Idaho ranks above the national average for getting the shots it has into arms with an 82 percent vaccine administration rate, Little said. The Idaho COVID-19 Vaccine Dashboard on Tuesday, however showed that 79.5 percent of the doses Idaho has gotten have been administered compared with 80.7 percent nationwide.

WHEN WILL THE STATE VACCINATE 70 PERCENT?

Next week the state expects to receive 90,240 doses of vaccine—well above the 20,000 weekly doses it received at first. Next week’s allocation includes 26,910 first doses of Pfizer, 15,800 first doses of Moderna and 9,500 doses of the one-shot Janssen vaccine. The Pharmacy Retail Program is expected to receive 64,520 vaccine doses, said Sarah Leeds, who oversees the state’s immunization program.

The state has enough vaccine supply for half of all Idahoans 16 and older to be fully vaccinated by April 12. It expects to have enough to have 70 percent fully vaccinated by June 16, said Jeppesen.

Rural counties are lagging slightly behind what state health officials expected when it comes to getting vaccinated and urban areas slightly ahead.

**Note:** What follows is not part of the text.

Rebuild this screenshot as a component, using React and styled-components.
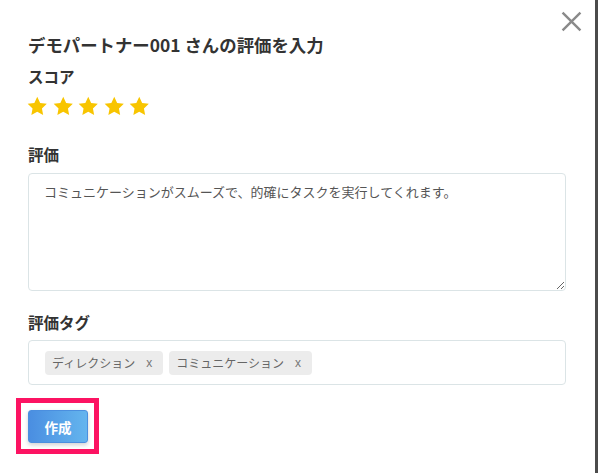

Jeppesen said more than 90,000 individuals have used the state’s COVID-19 Vaccine Pre-Registration system at https://Covidvaccine.idaho.gov since it went live on March 5.

Jeppesen recommended it for 16- and 17-year-olds who are eligible only for the Pfizer vaccine, as  providers with Pfizer will be able to target those vaccines to them. It takes less than a minute to sign up, he said.  

“THE BUSY PARENT GROUP”

Idaho needs more people to get the vaccine to begin feeling comfortable, Idaho’s Public Health Administrator Elke Shaw-Tulloch said. “We do not want to see increased infection. We want people to do their part,” she said, stressing the need to continue to wear face masks, wash hands, distance and stay home when sick. “Remain vigilant. We’re so close.”

Jeppesen agreed that the state is in “a much better place” than a year ago as the coronavirus began rampaging across the state. The game changer, he said, was the three “very safe and highly effective” vaccines coming into the state.

A quarter of Idaho’s population is children. So, Idaho needs to have a higher percentage of adults vaccinated to achieve herd immunity, which could be anywhere from 70 to 85 percent of the population immunized.

Jeppesen said the state has identified three groups of people who either will not get the vaccine or may be slow to get it.

Those who will never get the vaccine because of their belief system are a very minority part of the state, he said. A larger group of people believe in vaccines but want to see how friends and neighbors do and what the side effects might be.

The third group is “the busy parent group,” who are supportive of vaccines but are waiting not because of safety concerns but because of convenience.

“When we talk to that group, we find many asking about the one-dose Johnson & Johnson vaccine,” he said.